De Joden van Cochin vormen vandaag de dag een kleine, geïsoleerde gemeenschap. Hun oorsprong is in nevelen gehuld. Er zijn mensen die beweren dat er Joden na de Babylonische ballingschap niet naar Israël terugkeerden. Ze zouden verder zijn getrokken, naar India. Een Amerikaanse wetenschapper toonde aan dat er in de muziek van Cochin-Joden een sterke Babylonische invloed is aan te wijzen; zij hebben dus mogelijk de Babylonische ballingschap meegemaakt.
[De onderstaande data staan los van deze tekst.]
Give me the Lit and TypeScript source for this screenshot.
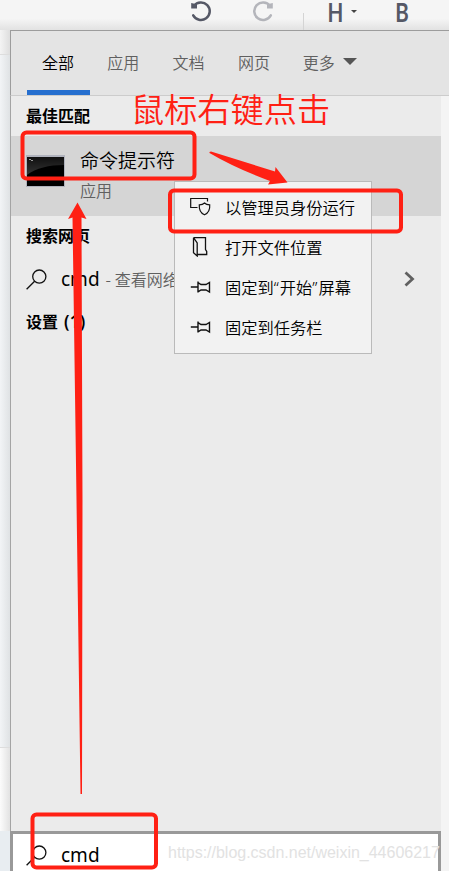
import { LitElement, html, css, svg } from "lit";
import { customElement } from "lit/decorators.js";

const icons = {
  undo: svg`<svg width="22" height="24" viewBox="0 0 22 24" fill="none" stroke="#555866" stroke-width="2.5"><path d="M4 5.800A8.800 8.800 0 1 1 3.200 15.400" stroke-linecap="round"/><path d="M1.200 3v5.500h5.800V4.500L3.500 3.500z" fill="#555866" stroke="none"/></svg>`,
  search: svg`<svg width="21" height="21" viewBox="0 0 21 21" fill="none" stroke="#111" stroke-width="1.3"><circle cx="13.3" cy="7.6" r="6.6"/><path d="M8.6 12.3L.6 20.3"/></svg>`,
  admin: svg`<svg width="22" height="20" viewBox="0 0 22 20" fill="none" stroke="#111" stroke-width="1.2"><path d="M7.5 10.5H.7V1.500H17.500V4.500"/><path d="M14.500 6C13 7.500 11.200 7.800 9.300 7.800c-.4 4.500.6 8 5.200 10 4.600-2 5.600-5.500 5.200-10-1.900 0-3.700-.3-5.200-1.800z"/></svg>`,
  folder: svg`<svg width="22" height="20" viewBox="0 0 22 20" fill="none" stroke="#111" stroke-width="1.300"><path d="M3.500 .7H15.500V12.500l1.200 2v3H7.200M3.500 .7v15l3.700 3.300V6L3.500 .7"/></svg>`,
  pin: svg`<svg width="22" height="20" viewBox="0 0 22 20" fill="none" stroke="#111" stroke-width="1.400"><path d="M.8 10H8M8 4.500v11M8 5.700l3 1.800h5l3.500-2v9.500l-3.500-2h-5l-3 1.800"/></svg>`,
};

@customElement("app-root")
export class AppRoot extends LitElement {
  static styles = css`
    :host { display: block; position: relative; width: 449px; height: 871px; overflow: hidden; background: #f4f4f4; color: #000;
      font: 16px/24px "Noto Sans", "Noto Sans CJK SC", sans-serif; white-space: nowrap; }
    * { box-sizing: border-box; }
    svg { display: block; flex: none; }
    .cjk { font-family: "Noto Sans CJK SC", sans-serif; font-weight: 350; }
    .page { display: flex; flex-direction: column; height: 871px; }
    .editor { height: 30px; display: flex; align-items: flex-start; padding-left: 190px; color: #555866;
      font: 700 27px/22px Lato, sans-serif; background: linear-gradient(#f5f5f5 0 62%, #e2e2e2); }
    .editor .redo { margin-left: 40px; transform: scaleX(-1); opacity: .4; }
    .editor .rule { width: 1px; height: 17px; margin: 13px 0 0 29px; background: #d4d4d4; }
    .editor .h { width: 21px; margin-left: 21px; }
    .editor .b { width: 18px; margin-left: 36px; }
    .glyph { display: flex; justify-content: center; height: 30px; line-height: 24px; transform: scaleX(.76); }
    .small { border: 3.500px solid transparent; border-top-color: #444; border-bottom: 0; margin: 10px 0 0 5px; }
    .body { display: flex; flex: 1; min-height: 0; }
    .gutter { width: 10px; display: flex; flex-direction: column; }
    .gutter div { background: linear-gradient(90deg, #f2f4f6, #dfe2e4); }
    .gutter .g1 { height: 25px; background: linear-gradient(90deg, #f4f4f4, #dedede); border-bottom: 1px solid #ddd; }
    .gutter .g2 { height: 692px; }
    .gutter .g3 { height: 84px; background: linear-gradient(90deg, #fcfcfc, #e2e2e2); border-top: 1px solid #ddd; }
    .gutter .g4 { flex: 1; background: #e8edf1; }
    .panel { width: 439px; border-top: 1px solid #9c9c9c; display: flex; flex-direction: column; }
    .tabs { height: 65px; display: flex; border-left: 1px solid #9c9c9c; border-bottom: 1px solid #ccc; background: #e4e4e4; padding-left: 16px; gap: 2.300px; color: #606060; }
    .tab { width: 63px; height: 64px; display: flex; align-items: center; justify-content: center; padding-bottom: 3px; padding-right: 1px; }
    .tab.on { color: #000; border-bottom: 5px solid #266fcf; padding-bottom: 0; padding-top: 2px; }
    .more { width: 86px; justify-content: flex-start; padding-left: 14.500px; gap: 8px; }
    .caret { border: 7px solid transparent; border-top-color: #555; border-bottom: 0; }
    .results { width: 431px; height: 735px; border-left: 1px solid #a4a4a4; background: #ebebeb; display: flex; flex-direction: column; }
    .heading { height: 40px; display: flex; align-items: center; padding-left: 15px; font: 700 16px/24px "Noto Sans", "Noto Sans CJK SC", sans-serif; }
    .heading.web { height: 42px; padding-bottom: 2px; }
    .heading.set { height: 46px; padding-bottom: 2px; }
    .count { font-weight: 600; font-size: 17px; margin-left: 6px; letter-spacing: .2px; }
    .best { height: 80px; background: #d5d5d5; display: flex; padding: 10px 0 0 15px; }
    .best .name { font-size: 19px; line-height: 28px; }
    .best .kind { color: #606060; line-height: 24px; margin-top: 4px; }
    .best .txt { margin-left: 15px; }
    .console { margin-top: 9px; width: 39px; height: 32px; border: 1px solid #b0b3bd; border-top-width: 2px; background: #000; }
    .web-row { height: 42px; display: flex; align-items: center; padding: 0 26px 0 15px; color: #606060; }
    .query { color: #000; font-size: 19px; margin: 0 6px 0 14px; }
    .web-row .go { margin-left: auto; }
    .searchbox { width: 431px; height: 40px; border: 3px solid #999; border-bottom: 0; background: #fff; display: flex; padding: 11px 0 0 13px; }
    .searchbox .query { line-height: 20px; }
    .menu { position: absolute; left: 174px; top: 181px; width: 198px; height: 173px; border: 1px solid #bababa; background: #f2f2f2; padding-top: 5px; }
    .item { height: 40px; display: flex; align-items: center; padding-left: 15px; gap: 13px; font-size: 16.250px; }
    .q { font-family: "Noto Sans", sans-serif; letter-spacing: 1px; }
    .mark { position: absolute; left: 0; top: 0; }
    .note { position: absolute; left: 131px; top: 84px; font-size: 33.200px; line-height: 48px; color: #ff2014; }
    .water { position: absolute; left: 168px; top: 842px; font: 16px/22px "Liberation Sans", sans-serif; letter-spacing: -.01px; color: #e2e2e2; }
  `;

  render() {
    return html`
      <div class="page">
        <div class="editor">
          ${icons.undo}<span class="redo">${icons.undo}</span><span class="rule"></span>
          <span class="glyph h">H</span><i class="small"></i><span class="glyph b">B</span>
        </div>
        <div class="body">
          <div class="gutter"><div class="g1"></div><div class="g2"></div><div class="g3"></div><div class="g4"></div></div>
          <div class="panel">
            <div class="tabs cjk">
              <div class="tab on">全部</div>
              ${["应用", "文档", "网页"].map((t) => html`<div class="tab">${t}</div>`)}
              <div class="tab more">更多<i class="caret"></i></div>
            </div>
            <div class="results">
              <div class="heading">最佳匹配</div>
              <div class="best cjk">
                <div class="console"><svg width="37" height="29" viewBox="0 0 37 29"><defs><linearGradient id="shine" x2="0" y2="1"><stop stop-color="#101010"/><stop offset="1" stop-color="#343434"/></linearGradient></defs><path d="M0 0H37V8C22 8 9 11 0 18z" fill="url(#shine)"/><path d="M2 2.500h2M4 3.500h2" stroke="#999"/></svg></div>
                <div class="txt"><div class="name">命令提示符</div><div class="kind">应用</div></div>
              </div>
              <div class="heading web">搜索网页</div>
              <div class="web-row">
                ${icons.search}<span class="query">cmd</span><span class="cjk">- 查看网络搜索</span>
                <svg class="go" width="11" height="16" viewBox="0 0 11 16" fill="none" stroke="#606060" stroke-width="2.800"><path d="M1.500 1.500L8.500 8L1.500 14.500"/></svg>
              </div>
              <div class="heading set">设置<span class="count">(1)</span></div>
            </div>
            <div class="searchbox">${icons.search}<span class="query">cmd</span></div>
          </div>
        </div>
      </div>
      <div class="menu cjk">
        <div class="item">${icons.admin}<span>以管理员身份运行</span></div>
        <div class="item">${icons.folder}<span>打开文件位置</span></div>
        <div class="item">${icons.pin}<span>固定到<span class="q">“</span>开始<span class="q">”</span>屏幕</span></div>
        <div class="item">${icons.pin}<span>固定到任务栏</span></div>
      </div>
      <div class="water">https://blog.csdn.net/weixin_44606217</div>
      <svg class="mark" width="449" height="871" viewBox="0 0 449 871" fill="none" stroke="#ff2014" stroke-width="4">
        <rect x="22.500" y="132.500" width="172" height="46" rx="4"/>
        <rect x="170" y="190.500" width="231" height="41" rx="4"/>
        <rect x="32.500" y="814.500" width="123.500" height="53" rx="4"/>
        <path d="M209.500 152L211 151.500L275 171.500L275.500 167L287.500 182.500L268 184.500L270 181Q235 168 209.500 153z" fill="#ff2014" stroke="none"/>
        <path d="M77.500 202.500L86.500 219L81.500 217.500L82.500 500L82 794H80.500L76.500 500L72.500 217.500L68 219z" fill="#ff2014" stroke="none"/>
      </svg>
      <div class="note cjk">鼠标右键点击</div>
    `;
  }
}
Er is ook een onderzoek gedaan naar de Indiase versie van de Tien Geboden: die lijkt sterk op een Koerdische variant die in een Berlijns museum ligt. Bekend is dat ten tijde van het pinksterfeest (het Nieuwe Testament vermeldt dit) Joden over vele landen verspreid waren, wellicht zelfs in India. Volgens sommigen zijn er aanwijzingen dat er ten tijde van koning Salomo al Joden in India woonden.
Het veiligst is de veronderstelling dat de oorsprong van het Indiase Jodendom gelegen is in de diaspora, de verstrooiing van de Joden in 70 na Christus. In die tijd haalden de Romeinen hun specerijen van de Malabarkust, waar Cochin ligt.
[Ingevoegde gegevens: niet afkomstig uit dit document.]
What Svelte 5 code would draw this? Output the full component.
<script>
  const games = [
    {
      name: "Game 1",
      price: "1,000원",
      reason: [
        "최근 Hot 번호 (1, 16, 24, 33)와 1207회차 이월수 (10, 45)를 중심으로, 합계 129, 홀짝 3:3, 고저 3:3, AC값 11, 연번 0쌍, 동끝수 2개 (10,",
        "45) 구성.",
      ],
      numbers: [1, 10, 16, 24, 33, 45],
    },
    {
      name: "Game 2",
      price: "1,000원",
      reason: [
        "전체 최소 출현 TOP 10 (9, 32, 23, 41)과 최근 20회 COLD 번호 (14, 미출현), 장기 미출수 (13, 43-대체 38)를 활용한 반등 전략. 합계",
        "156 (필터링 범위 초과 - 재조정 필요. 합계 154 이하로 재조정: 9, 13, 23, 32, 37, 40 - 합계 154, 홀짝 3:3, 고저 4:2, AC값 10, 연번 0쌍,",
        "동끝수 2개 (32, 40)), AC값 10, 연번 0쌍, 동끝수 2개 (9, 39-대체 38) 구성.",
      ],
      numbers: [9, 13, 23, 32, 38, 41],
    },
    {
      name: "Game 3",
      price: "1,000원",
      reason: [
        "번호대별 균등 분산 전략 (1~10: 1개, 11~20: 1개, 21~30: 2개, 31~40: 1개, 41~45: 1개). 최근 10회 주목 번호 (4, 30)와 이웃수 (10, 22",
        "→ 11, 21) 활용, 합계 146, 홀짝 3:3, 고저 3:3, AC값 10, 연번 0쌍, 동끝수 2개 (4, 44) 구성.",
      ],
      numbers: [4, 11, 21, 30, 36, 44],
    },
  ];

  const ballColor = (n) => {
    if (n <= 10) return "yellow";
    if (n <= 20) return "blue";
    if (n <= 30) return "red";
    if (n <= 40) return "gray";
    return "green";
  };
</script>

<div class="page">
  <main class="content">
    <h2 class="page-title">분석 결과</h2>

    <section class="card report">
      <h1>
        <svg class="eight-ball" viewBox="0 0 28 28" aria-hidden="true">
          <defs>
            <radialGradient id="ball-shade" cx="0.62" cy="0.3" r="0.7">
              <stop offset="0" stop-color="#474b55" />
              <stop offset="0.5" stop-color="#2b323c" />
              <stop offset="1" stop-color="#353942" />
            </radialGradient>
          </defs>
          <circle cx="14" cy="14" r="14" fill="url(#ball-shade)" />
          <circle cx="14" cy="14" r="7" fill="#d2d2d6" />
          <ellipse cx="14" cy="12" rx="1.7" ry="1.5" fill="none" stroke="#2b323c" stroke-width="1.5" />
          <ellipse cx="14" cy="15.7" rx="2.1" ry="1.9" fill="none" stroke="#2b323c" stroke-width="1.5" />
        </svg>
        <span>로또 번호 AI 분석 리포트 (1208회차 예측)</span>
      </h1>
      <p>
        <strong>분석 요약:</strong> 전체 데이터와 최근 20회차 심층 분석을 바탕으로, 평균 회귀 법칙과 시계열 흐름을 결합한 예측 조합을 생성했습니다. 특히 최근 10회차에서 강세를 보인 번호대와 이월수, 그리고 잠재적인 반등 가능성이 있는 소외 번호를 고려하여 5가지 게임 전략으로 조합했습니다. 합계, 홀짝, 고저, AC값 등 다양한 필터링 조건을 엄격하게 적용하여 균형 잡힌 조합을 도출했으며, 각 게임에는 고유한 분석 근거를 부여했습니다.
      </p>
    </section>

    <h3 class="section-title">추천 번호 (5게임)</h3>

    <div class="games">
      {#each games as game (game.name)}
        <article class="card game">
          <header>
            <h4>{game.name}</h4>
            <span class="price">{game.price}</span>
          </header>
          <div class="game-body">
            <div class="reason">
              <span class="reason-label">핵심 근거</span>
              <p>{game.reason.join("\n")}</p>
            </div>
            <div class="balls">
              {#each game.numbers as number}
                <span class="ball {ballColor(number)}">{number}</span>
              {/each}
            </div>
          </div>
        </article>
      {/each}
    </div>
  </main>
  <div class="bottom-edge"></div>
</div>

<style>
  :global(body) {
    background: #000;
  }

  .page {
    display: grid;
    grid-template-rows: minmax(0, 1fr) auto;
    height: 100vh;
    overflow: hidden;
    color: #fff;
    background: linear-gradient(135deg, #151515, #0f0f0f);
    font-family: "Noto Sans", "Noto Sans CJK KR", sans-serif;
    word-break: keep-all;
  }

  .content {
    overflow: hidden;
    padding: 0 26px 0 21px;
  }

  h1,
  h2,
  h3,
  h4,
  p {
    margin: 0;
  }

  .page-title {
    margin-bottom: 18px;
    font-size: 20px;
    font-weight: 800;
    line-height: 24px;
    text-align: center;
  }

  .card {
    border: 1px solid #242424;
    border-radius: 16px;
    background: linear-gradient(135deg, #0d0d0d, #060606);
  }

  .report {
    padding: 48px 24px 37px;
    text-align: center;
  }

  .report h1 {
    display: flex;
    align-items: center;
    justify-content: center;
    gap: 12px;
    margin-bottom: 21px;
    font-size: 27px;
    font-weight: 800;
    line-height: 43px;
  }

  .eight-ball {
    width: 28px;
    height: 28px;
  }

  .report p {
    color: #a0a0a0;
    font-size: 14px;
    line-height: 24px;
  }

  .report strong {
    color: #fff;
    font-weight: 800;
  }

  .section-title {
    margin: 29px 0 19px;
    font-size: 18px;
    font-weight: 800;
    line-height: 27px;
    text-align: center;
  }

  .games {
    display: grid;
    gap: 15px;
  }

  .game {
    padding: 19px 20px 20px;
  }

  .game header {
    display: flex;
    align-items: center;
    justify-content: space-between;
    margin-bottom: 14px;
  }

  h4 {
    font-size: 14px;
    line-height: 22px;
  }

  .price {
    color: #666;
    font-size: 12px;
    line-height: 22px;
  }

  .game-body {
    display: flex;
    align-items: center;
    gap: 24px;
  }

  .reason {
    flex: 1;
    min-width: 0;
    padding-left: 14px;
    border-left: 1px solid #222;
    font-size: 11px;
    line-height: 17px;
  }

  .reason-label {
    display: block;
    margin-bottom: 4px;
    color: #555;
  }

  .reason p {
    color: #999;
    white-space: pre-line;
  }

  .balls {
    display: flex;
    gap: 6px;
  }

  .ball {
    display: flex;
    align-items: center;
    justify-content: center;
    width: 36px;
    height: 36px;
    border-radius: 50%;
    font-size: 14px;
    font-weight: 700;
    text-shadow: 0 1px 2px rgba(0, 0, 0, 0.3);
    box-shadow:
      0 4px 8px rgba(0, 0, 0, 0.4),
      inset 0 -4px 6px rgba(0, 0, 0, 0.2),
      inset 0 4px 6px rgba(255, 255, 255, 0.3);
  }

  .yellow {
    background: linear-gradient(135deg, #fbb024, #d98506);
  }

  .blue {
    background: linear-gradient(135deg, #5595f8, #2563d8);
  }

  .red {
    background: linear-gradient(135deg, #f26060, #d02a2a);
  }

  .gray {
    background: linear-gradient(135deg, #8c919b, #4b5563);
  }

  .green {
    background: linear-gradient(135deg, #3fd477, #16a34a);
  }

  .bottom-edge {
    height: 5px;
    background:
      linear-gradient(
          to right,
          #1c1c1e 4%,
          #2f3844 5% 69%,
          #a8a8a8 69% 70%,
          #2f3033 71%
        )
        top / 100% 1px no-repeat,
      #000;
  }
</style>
Er zijn ook bewijzen dat Joden daar duizend jaar geleden ook al handelden in specerijen. In het begin van de dertiende eeuw verdronk de broer van de beroemde Spaans-Joodse wijsgeer rabbi Ben Maimon (Maimonides) op weg naar de Malabarkust. De Sefardische Mozes Maimonides, die ondanks een zeer hoge functie aan het Moorse hof in Spanje zijn Joodse identiteit nooit opgaf, repte over dit verlies in zijn bewaard gebleven brieven. In 1423 kwam de Venetiaanse ontdekkingsreiziger Marco Polo tot zijn eigen verbazing Joden tegen op de kust van Malabar in India, zo blijkt uit zijn reisverslagen.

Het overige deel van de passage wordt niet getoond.